You are saying that it could be that spacetime was flat, and light followed a curved path.
Let me flip your question around. How could you differentiate, these two cases:
all known particles are following a bent path when they interact with the gravitational field (in your case spacetime is flat, so spacetime is flat, but particles follow bent paths), meaning that gravity does not curve spacetime itself, just curves the paths of particles
spacetime itself is bent (because gravity bends it), so everything we know, all particles must follow its curvature (since they exist in curved spacetime, they must follow it)
Experimentally, you could not tell.
We use the phrase gravity curves spacetime, and it is confusing, I understand.

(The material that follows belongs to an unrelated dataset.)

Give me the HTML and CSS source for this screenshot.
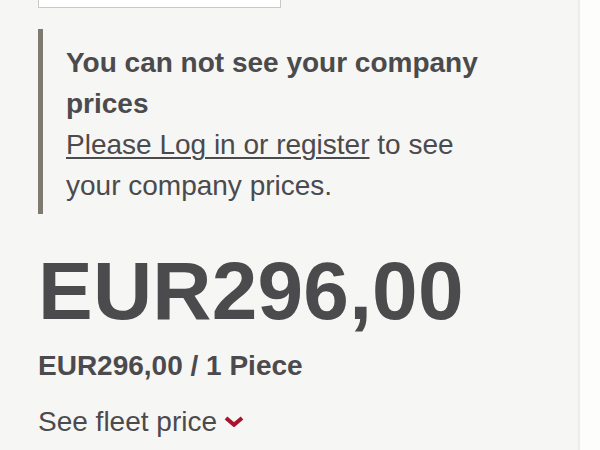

You can take electromagnetism. The only reason we do not use the phrase the EM field curves spacetime, is because there are particles we know, that are not affected by it, so the EM field does not bend their paths (and because they can bend in two different directions). So the EM field cannot curve spacetime. Or in your case, the EM field curves spacetime, but some particles (EM neutral) follow a different path, not the curved path. This curvature of EM charged particles is because of the interaction between the particle and the EM field. Not because the EM field would curve spacetime.
In reality, in the case of gravity, we cannot tell. It could be either way. The most commonly accepted view is that gravity bends spacetime, and the curvature itself is the deformation of spacetime itself. All known particles (not just photons) follow this geodesic.
But this is not correct. All known particles with stress-energy will follow this geodesic. Do we know of any particles in the SM that do not have stress-energy? No. So all particles in the SM follow these geodesics.
The geodesic is simply the path followed if no external forces act on the object. It's the general relativistic equivalent of moving in a straight line.
https://physics.stackexchange.com/a/92256/132371
This says too, that no forces act on the object (photon in your case) itself, but the force (of gravity) acts on the fabric of spacetime itself, curves it, and the object (photon) will just follow the geodesic.
We use experiments to justify our models. In our experiments, we can tell whether particles follow certain paths, but we cannot tell in our experiment whether the fabric of spacetime is deformed or not. The experiments only work with particles (photons in your case). The experiments tell that GR is right, and all known particles must follow these geodesics (if no external forces act on them).